Returns the default sensor identifier for type. This is set in a config file and can be overridden if required. If no default is available the system will return the first registered sensor for type.
See also Determining the default sensor for a type.
This signal is emitted when the reading has changed.
Before this signal has been emitted for the first time, the sensor reading will have uninitialized data.
See also start().
Remove filter from the sensor.
See also QSensorFilter.
This signal is emitted when an error code is set on the sensor. Note that some errors will cause the sensor to stop working. You should call isActive() to determine if the sensor is still running.
Returns a list of all sensor types.
Returns a list of ids for each of the sensors for type. If there are no sensors of that type available the list will be empty.
Start retrieving values from the sensor. Returns true if the sensor was started, false otherwise.
The sensor may fail to start for several reasons.
Once an application has started a sensor it must wait until the sensor receives a new value before it can query the sensor's values. This is due to how the sensor receives values from the system. Sensors do not (in general) poll for new values, rather new values are pushed to the sensors as they happen.
For example, this code will not work as intended.
sensor->start(); sensor->reading()->x(); // no data available
To work correctly, the code that accesses the reading should ensure the readingChanged() signal has been emitted.

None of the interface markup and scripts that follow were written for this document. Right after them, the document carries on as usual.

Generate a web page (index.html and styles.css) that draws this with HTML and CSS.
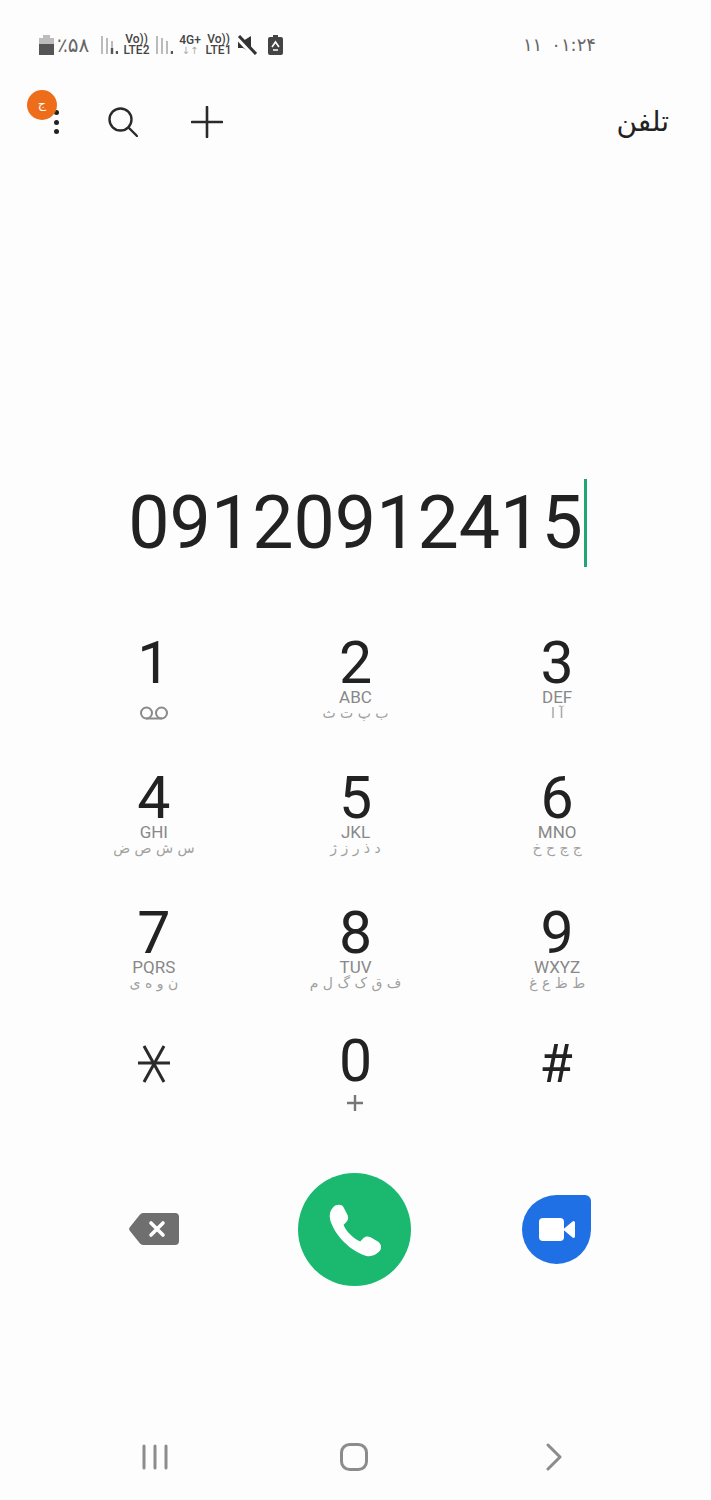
FILE: index.html
```html
<!DOCTYPE html>
<html lang="fa">
<head>
<meta charset="utf-8">
<title>تلفن</title>
<link rel="stylesheet" href="styles.css">
</head>
<body>
<div class="screen">
  <div class="status">
    <div class="status-left">
      <svg class="i-batt" viewBox="0 0 15 20"><path fill="#bdbdbd" d="M4 0h7v3h4v7H0V3h4z"/><path fill="#555" d="M0 9h15v11H0z"/></svg>
      <span class="pct">٪۵۸</span>
      <svg class="i-sig" viewBox="0 0 18 20"><path stroke="#bbb" stroke-width="2" d="M2 1v18M7 3v16M12 6v13"/><path stroke="#555" stroke-width="2.4" d="M12 13v6M17 16v3"/></svg>
      <span class="net w27"><b>Vo))</b><b>LTE2</b></span>
      <svg class="i-sig s2" viewBox="0 0 18 20"><path stroke="#bbb" stroke-width="2" d="M2 1v18M7 3v16M12 6v13"/><path stroke="#555" stroke-width="2.4" d="M17 16v3"/></svg>
      <span class="net w20 g2"><b>4G+</b><i>↓↑</i></span>
      <span class="net w27 g3"><b>Vo))</b><b>LTE1</b></span>
      <svg class="i-mute" viewBox="0 0 20 20"><path fill="#333" d="M1 6h5l8-5v17l-8-5H1z"/><path stroke="#fdfdfd" stroke-width="5" d="M1 3l16 17"/><path stroke="#333" stroke-width="3" d="M2 1l17 18"/></svg>
      <svg class="i-save" viewBox="0 0 15 20"><path fill="#444" d="M5 0h5v2h3a2 2 0 0 1 2 2v14a2 2 0 0 1-2 2H2a2 2 0 0 1-2-2V4a2 2 0 0 1 2-2h3z"/><path fill="none" stroke="#fff" stroke-width="1.6" d="M4 12l3.500-5 3.500 5M5 15h5"/></svg>
    </div>
    <div class="status-right"><span>۱۱</span><span>۰۱:۲۴</span></div>
  </div>

  <header class="appbar">
    <div class="tools">
      <div class="more">
        <span class="dot"></span><span class="dot"></span><span class="dot"></span>
        <span class="badge">ج</span>
      </div>
      <svg class="i-search" viewBox="0 0 30 30"><circle cx="12.500" cy="12.500" r="11" fill="none" stroke="#2a2a2a" stroke-width="2.400"/><path stroke="#2a2a2a" stroke-width="2.400" stroke-linecap="round" d="M20.500 20.500l8.500 8.500"/></svg>
      <svg class="i-plus" viewBox="0 0 32 32"><path stroke="#2a2a2a" stroke-width="2.600" stroke-linecap="round" d="M16 1v30M1 16h30"/></svg>
    </div>
    <h1 class="title">تلفن</h1>
  </header>

  <div class="display"><span class="number">09120912415</span><span class="caret"></span></div>

  <div class="keypad">
    <div class="key"><span class="digit">1</span><svg class="i-vm" viewBox="0 0 30 14"><circle cx="7.500" cy="7" r="5.500" fill="none" stroke="#8a8a8a" stroke-width="2"/><circle cx="22.500" cy="7" r="5.500" fill="none" stroke="#8a8a8a" stroke-width="2"/><path stroke="#8a8a8a" stroke-width="2" d="M7 12.500h16"/></svg></div>
    <div class="key"><span class="digit">2</span><span class="en">ABC</span><span class="fa">ب پ ت ث</span></div>
    <div class="key"><span class="digit">3</span><span class="en">DEF</span><span class="fa">آ ا</span></div>
    <div class="key"><span class="digit">4</span><span class="en">GHI</span><span class="fa">س ش ص ض</span></div>
    <div class="key"><span class="digit">5</span><span class="en">JKL</span><span class="fa">د ذ ر ز ژ</span></div>
    <div class="key"><span class="digit">6</span><span class="en">MNO</span><span class="fa">ج چ ح خ</span></div>
    <div class="key"><span class="digit">7</span><span class="en">PQRS</span><span class="fa">ن و ه ی</span></div>
    <div class="key"><span class="digit">8</span><span class="en">TUV</span><span class="fa">ف ق ک گ ل م</span></div>
    <div class="key"><span class="digit">9</span><span class="en">WXYZ</span><span class="fa">ط ظ ع غ</span></div>
    <div class="key last"><svg class="i-star" viewBox="0 0 32 38"><path stroke="#2a2a2a" stroke-width="3" d="M0 18h32M6 37L26 1M26 37L6 1"/></svg></div>
    <div class="key last"><span class="digit">0</span><svg class="i-zplus" viewBox="0 0 16 16"><path stroke="#777" stroke-width="2.400" d="M8 0v16M0 8h16"/></svg></div>
    <div class="key last"><span class="digit hash">#</span></div>
  </div>

  <div class="actions">
    <svg class="i-back" viewBox="0 0 50 32"><path fill="#6f6f6f" d="M14 0h32a4 4 0 0 1 4 4v24a4 4 0 0 1-4 4H14a4 4 0 0 1-3-1.500L1 18a3 3 0 0 1 0-4L11 1.500A4 4 0 0 1 14 0z"/><path stroke="#fff" stroke-width="3.600" stroke-linecap="round" d="M22 10l12 12M34 10L22 22"/></svg>
    <div class="call">
      <svg class="i-phone" viewBox="0 0 52 52"><path fill="#fff" d="M5 4C8 1 13 1 15 4L19 12C20 15 19 17 17 19L15 21C17 27 25 35 31 37L34 34C36 32 38 32 41 33L48 37C52 40 52 44 49 47C46 50 42 52 37 51C22 47 6 31 2 16C1 11 2 7 5 4Z"/></svg>
    </div>
    <div class="duo">
      <svg class="i-video" viewBox="0 0 37 23"><rect x="0" y="0" width="25" height="23" rx="4" fill="#fff"/><path fill="#fff" d="M24 11.500L33.500 3.500a1.500 1.500 0 0 1 2.500 1v14a1.500 1.500 0 0 1-2.500 1z"/></svg>
    </div>
  </div>

  <nav class="navbar">
    <svg class="i-nav1" viewBox="0 0 26 26"><path stroke="#8c8c8c" stroke-width="3" stroke-linecap="round" d="M2 2v22M13 2v22M24 2v22"/></svg>
    <svg class="i-nav2" viewBox="0 0 28 28"><rect x="1.500" y="1.500" width="25" height="25" rx="8" fill="none" stroke="#8c8c8c" stroke-width="3"/></svg>
    <svg class="i-nav3" viewBox="0 0 16 28"><path fill="none" stroke="#8c8c8c" stroke-width="3" stroke-linecap="round" stroke-linejoin="round" d="M2 2l12 12L2 26"/></svg>
  </nav>
</div>
</body>
</html>
```

FILE: styles.css
```css
* { box-sizing: border-box; }
html, body { margin: 0; padding: 0; background: #fdfdfd; }
body { font-family: "Roboto", "DejaVu Sans", sans-serif; }
.screen { width: 711px; height: 1500px; overflow: hidden; display: flex; flex-direction: column; }
svg { display: block; flex: none; }

.status { height: 32px; margin-top: 29px; padding: 0 115px 0 39px; display: flex; justify-content: space-between; align-items: center; }
.status-left { display: flex; align-items: center; }
.i-batt { width: 15px; height: 20px; }
.pct { font-family: "DejaVu Sans", sans-serif; font-size: 20px; color: #666; margin-left: 3px; width: 34px; line-height: 20px; white-space: nowrap; }
.i-sig { width: 18px; height: 20px; margin-left: 9px; }
.i-sig.s2 { margin-left: 5px; }
.net { display: flex; flex-direction: column; align-items: center; margin-left: 5px; line-height: 11px; font-size: 12px; color: #444; }
.net b { font-weight: 500; }
.net i { font-style: normal; font-size: 10px; font-family: "DejaVu Sans", sans-serif; color: #aaa; line-height: 10px; }
.net.g2 { margin-left: 7px; }
.w27 { width: 27px; }
.w20 { width: 20px; }
.i-mute { width: 20px; height: 20px; margin-left: 5px; }
.i-save { width: 15px; height: 20px; margin-left: 11px; }
.status-right { display: flex; gap: 9px; font-family: "DejaVu Sans", sans-serif; font-size: 18px; color: #666; line-height: 20px; }

.appbar { height: 62px; margin-top: 30px; padding: 0 42px 0 0; display: flex; justify-content: space-between; align-items: center; }
.tools { display: flex; align-items: center; }
.more { position: relative; margin-left: 53px; width: 6px; height: 24px; display: flex; flex-direction: column; justify-content: space-between; align-items: center; }
.dot { width: 5px; height: 5px; border-radius: 50%; background: #222; }
.badge { position: absolute; left: -26px; top: -20px; width: 30px; height: 30px; border-radius: 50%; background: #ee6d1b; color: #fff; font-family: "DejaVu Sans", sans-serif; font-size: 13px; line-height: 28px; text-align: center; }
.i-search { width: 30px; height: 30px; margin-left: 49px; }
.i-plus { width: 32px; height: 32px; margin-left: 53px; }
.title { margin: 0; font-family: "DejaVu Sans", sans-serif; font-weight: 400; font-size: 28px; color: #222; line-height: 40px; }

.display { height: 110px; margin-top: 315px; display: flex; justify-content: center; align-items: center; padding-left: 4px; }
.number { font-size: 73.500px; line-height: 90px; color: #222; white-space: nowrap; }
.caret { width: 3px; height: 88px; background: #1fa672; margin-left: 1px; }

.keypad { margin-top: 60px; padding: 0 53px; display: grid; grid-template-columns: repeat(3, 1fr); grid-auto-rows: 135px; }
.key { display: flex; flex-direction: column; align-items: center; }
.key.last { height: 127px; margin-top: -7px; }
.digit { font-size: 59px; line-height: 50px; color: #222; }
.digit.hash { font-size: 54px; line-height: 56px; padding-top: 0; margin-right: 2px; }
.en { font-size: 17px; line-height: 17px; color: #888; margin-top: 1px; }
.fa { font-family: "DejaVu Sans", sans-serif; font-size: 14px; line-height: 16px; color: #a0a0a0; white-space: nowrap; margin-top: -1px; }
.i-vm { width: 30px; height: 14px; margin-top: 18px; }
.i-star { width: 32px; height: 38px; margin-top: 9px; }
.i-zplus { width: 16px; height: 16px; margin-top: 9px; }

.actions { margin-top: -5px; padding: 0 53px; display: grid; grid-template-columns: repeat(3, 1fr); justify-items: center; align-items: center; height: 113px; }
.i-back { width: 50px; height: 32px; margin-right: 0; margin-top: -1px; }
.call { width: 113px; height: 113px; margin-right: 1px; border-radius: 50%; background: #1ab96f; display: flex; align-items: center; justify-content: center; }
.i-phone { width: 54px; height: 54px; }
.duo { width: 69px; height: 69px; margin-right: 2px; border-radius: 50% 6px 50% 50%; background: #1f6fe5; display: flex; align-items: center; justify-content: center; padding-left: 2px; }
.i-video { width: 37px; height: 23px; }

.navbar { margin-top: 156px; padding: 0 53px; display: grid; grid-template-columns: repeat(3, 1fr); justify-items: center; align-items: center; height: 30px; }
.i-nav1 { width: 26px; height: 26px; margin-left: 2px; }
.i-nav2 { width: 28px; height: 28px; margin-right: 2px; }
.i-nav3 { width: 16px; height: 28px; margin-right: 7px; }
```
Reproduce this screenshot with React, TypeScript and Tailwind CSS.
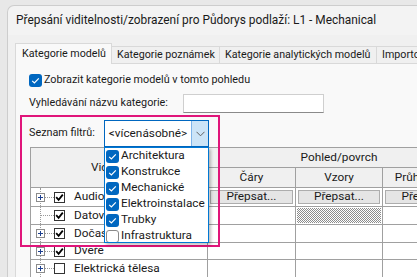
import React from "react";

function BlueCheck({ checked }: { checked: boolean }) {
  if (!checked)
    return <div className="w-[13px] h-[13px] rounded-[3px] border border-[#8a8a8a] bg-white shrink-0" />;
  return (
    <div className="w-[13px] h-[13px] rounded-[3px] bg-[#0067c0] shrink-0 flex items-center justify-center">
      <svg width="13" height="13" viewBox="0 0 13 13">
        <path d="M3.2 6.8 L5.4 9 L9.8 4.4" stroke="#ffffff" strokeWidth="1.2" fill="none" />
      </svg>
    </div>
  );
}

function ClassicCheck({ checked }: { checked: boolean }) {
  return (
    <div className="w-[11px] h-[11px] border border-[#333333] bg-white shrink-0 flex items-center justify-center">
      {checked && (
        <svg width="9" height="9" viewBox="0 0 9 9">
          <path d="M1.2 4.2 L3.6 6.8 L7.8 1.6" stroke="#000000" strokeWidth="1.8" fill="none" />
        </svg>
      )}
    </div>
  );
}

function Expander() {
  return (
    <div className="w-[9px] h-[9px] border border-[#8c8c8c] bg-white shrink-0 flex items-center justify-center z-10">
      <svg width="7" height="7" viewBox="0 0 7 7">
        <path d="M1 3.5 H6 M3.5 1 V6" stroke="#1c3f8f" strokeWidth="1" fill="none" />
      </svg>
    </div>
  );
}

const rows = [
  { name: "Audiovizuální zařízení", exp: true, checked: true, h: "h-[19px]", sel: true },
  { name: "Datová zařízení", exp: false, checked: true, h: "h-[18px]", hatch: true },
  { name: "Dočasné konstrukce", exp: true, checked: true, h: "h-[18px]" },
  { name: "Dveře", exp: true, checked: true, h: "h-[17px]" },
  { name: "Elektrická tělesa", exp: true, checked: false, h: "h-[18px]" },
];

const listItems = [
  ["Architektura", true],
  ["Konstrukce", true],
  ["Mechanické", true],
  ["Elektroinstalace", true],
  ["Trubky", true],
  ["Infrastruktura", false],
] as const;

function Btn() {
  return (
    <div className="h-full p-[2px]">
      <div className="h-full bg-[#e5e5e5] border border-[#adadad] flex items-center justify-center">
        Přepsat...
      </div>
    </div>
  );
}

export default function App() {
  return (
    <div className="relative w-[417px] h-[277px] overflow-hidden bg-[#e8e8e8] pt-[5px] pl-[7px] text-[#1a1a1a] font-['Roboto','Noto_Sans',sans-serif]">
      <div className="flex flex-col h-[272px] w-[410px] rounded-tl-[7px] border-l border-t border-[#cdcdcd] bg-[#f3f3f3] overflow-hidden">
        <div className="h-[29px] shrink-0 flex items-center pl-[8px] text-[11.9px] whitespace-nowrap">
          Přepsání viditelnosti/zobrazení pro Půdorys podlaží: L1 - Mechanical
        </div>
        <div className="flex-1 flex flex-col bg-[#f0f0f0] pl-[7px] pt-[8px] overflow-hidden">
          <div className="flex items-end h-[21px] shrink-0 text-[10.7px] whitespace-nowrap">
            <div className="h-[21px] w-[97px] shrink-0 border border-b-0 border-[#d9d9d9] bg-[#f9f9f9] pl-[6px] flex items-center overflow-hidden">
              Kategorie modelů
            </div>
            <div className="h-[18px] w-[108px] shrink-0 border-t border-r border-b border-[#d9d9d9] bg-[#f0f0f0] pl-[5px] flex items-center overflow-hidden">
              Kategorie poznámek
            </div>
            <div className="h-[18px] w-[157px] shrink-0 border-t border-r border-b border-[#d9d9d9] bg-[#f0f0f0] pl-[5px] flex items-center overflow-hidden">
              Kategorie analytických modelů
            </div>
            <div className="h-[18px] w-[80px] shrink-0 border-t border-r border-b border-[#d9d9d9] bg-[#f0f0f0] pl-[5px] flex items-center overflow-hidden">
              Importované kategorie
            </div>
          </div>
          <div className="flex-1 bg-[#f9f9f9] border-l border-[#d9d9d9] text-[10.8px] overflow-hidden">
            <div className="mt-[10px] h-[13px] pl-[13px] flex items-center gap-[2px] whitespace-nowrap">
              <BlueCheck checked />
              <span>Zobrazit kategorie modelů v tomto pohledu</span>
            </div>
            <div className="mt-[7px] h-[19px] pl-[13px] flex items-center whitespace-nowrap">
              <span className="w-[154px] shrink-0">Vyhledávání názvu kategorie:</span>
              <div className="w-[141px] h-[19px] bg-white border border-[#cfcfcf] border-b-[#8a8a8a]" />
            </div>
            <div className="mt-[7px] h-[27px] pl-[13px] flex items-center whitespace-nowrap">
              <span className="w-[75px] shrink-0">Seznam filtrů:</span>
              <div className="w-[105px] h-[27px] flex border border-[#0067c0] bg-white">
                <div className="flex-1 flex items-center justify-center text-[11.8px]">&lt;vícenásobné&gt;</div>
                <div className="w-[17px] bg-[#cce4f7] border-l border-[#7eb4ea] flex items-center justify-center">
                  <svg width="9" height="6" viewBox="0 0 9 6">
                    <path d="M0.5 0.8 L4.5 4.8 L8.5 0.8" stroke="#606060" strokeWidth="1" fill="none" />
                  </svg>
                </div>
              </div>
            </div>
            <div className="ml-[14px] w-max grid grid-cols-[177px_88px_87px_88px] border-l border-t border-[#a0a0a0] whitespace-nowrap text-[11.8px]">
              <div className="row-span-2 h-[40px] bg-[#f0f0f0] border-r border-b border-[#a0a0a0] flex items-center justify-center">
                Viditelnost
              </div>
              <div className="col-span-3 h-[20px] bg-[#f0f0f0] border-r border-b border-[#a0a0a0] flex items-center justify-center">
                Pohled/povrch
              </div>
              <div className="h-[20px] bg-[#f0f0f0] border-r border-b border-[#a0a0a0] flex items-center justify-center">Čáry</div>
              <div className="h-[20px] bg-[#f0f0f0] border-r border-b border-[#a0a0a0] flex items-center justify-center">Vzory</div>
              <div className="h-[20px] bg-[#f0f0f0] border-r border-b border-[#a0a0a0] flex items-center justify-center">Průhlednost</div>
              {rows.map((r, i) => (
                <React.Fragment key={i}>
                  <div className={`${r.h} relative bg-white border-r border-b border-[#a0a0a0] flex items-center pl-[5px]`}>
                    <div className="absolute left-[9px] top-0 bottom-0 border-l border-dotted border-[#9a9a9a]" />
                    {r.exp ? <Expander /> : <div className="w-[9px] shrink-0" />}
                    <div className={`w-[9px] border-t border-dotted border-[#9a9a9a] ${r.exp ? "" : "ml-[-5px] w-[14px]"}`} />
                    <ClassicCheck checked={r.checked} />
                    <span className="ml-[9px]">{r.name}</span>
                  </div>
                  <div className={`${r.h} bg-white border-r border-b border-[#a0a0a0]`}>{r.sel && <Btn />}</div>
                  <div className={`${r.h} bg-white border-r border-b border-[#a0a0a0]`}>
                    {r.sel && <Btn />}
                    {r.hatch && (
                      <div className="h-full p-[1px]">
                        <div className="h-full bg-[repeating-conic-gradient(#8c8c8c_0_25%,#ffffff_0_50%)] bg-[length:2px_2px]" />
                      </div>
                    )}
                  </div>
                  <div className={`${r.h} bg-white border-r border-b border-[#a0a0a0]`}>{r.sel && <Btn />}</div>
                </React.Fragment>
              ))}
            </div>
          </div>
        </div>
      </div>

      <div className="absolute left-[20px] top-[115px] w-[200px] h-[132px] border-2 border-[#e0157a] pointer-events-none" />

      <div className="absolute left-[104px] top-[147px] w-[105px] h-[96px] bg-white border border-[#0078d4] shadow-[2px_2px_3px_rgba(0,0,0,0.25)] pl-[1px] text-[11.8px] whitespace-nowrap overflow-hidden">
        {listItems.map(([t, c], i) => (
          <div key={i} className="h-[16px] flex items-center gap-[2px]">
            <BlueCheck checked={c} />
            <span>{t}</span>
          </div>
        ))}
      </div>
    </div>
  );
}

connect(sensor, SIGNAL(readingChanged()), this, SLOT(checkReading())); sensor->start(); } void MyClass::checkReading() { sensor->reading()->x();
See also QSensor::busy.
Stop retrieving values from the sensor.
This releases the sensor so that other processes can use it.
See also QSensor::busy.
Sensor timestamps are represented by this typedef which is a 64 bit unsigned integer.
Timestamps values are microseconds since a fixed point. You can use timestamps to see how far apart two sensor readings are.
Note that sensor timestamps from different sensors may not be directly comparable (as they may choose different fixed points for their reference).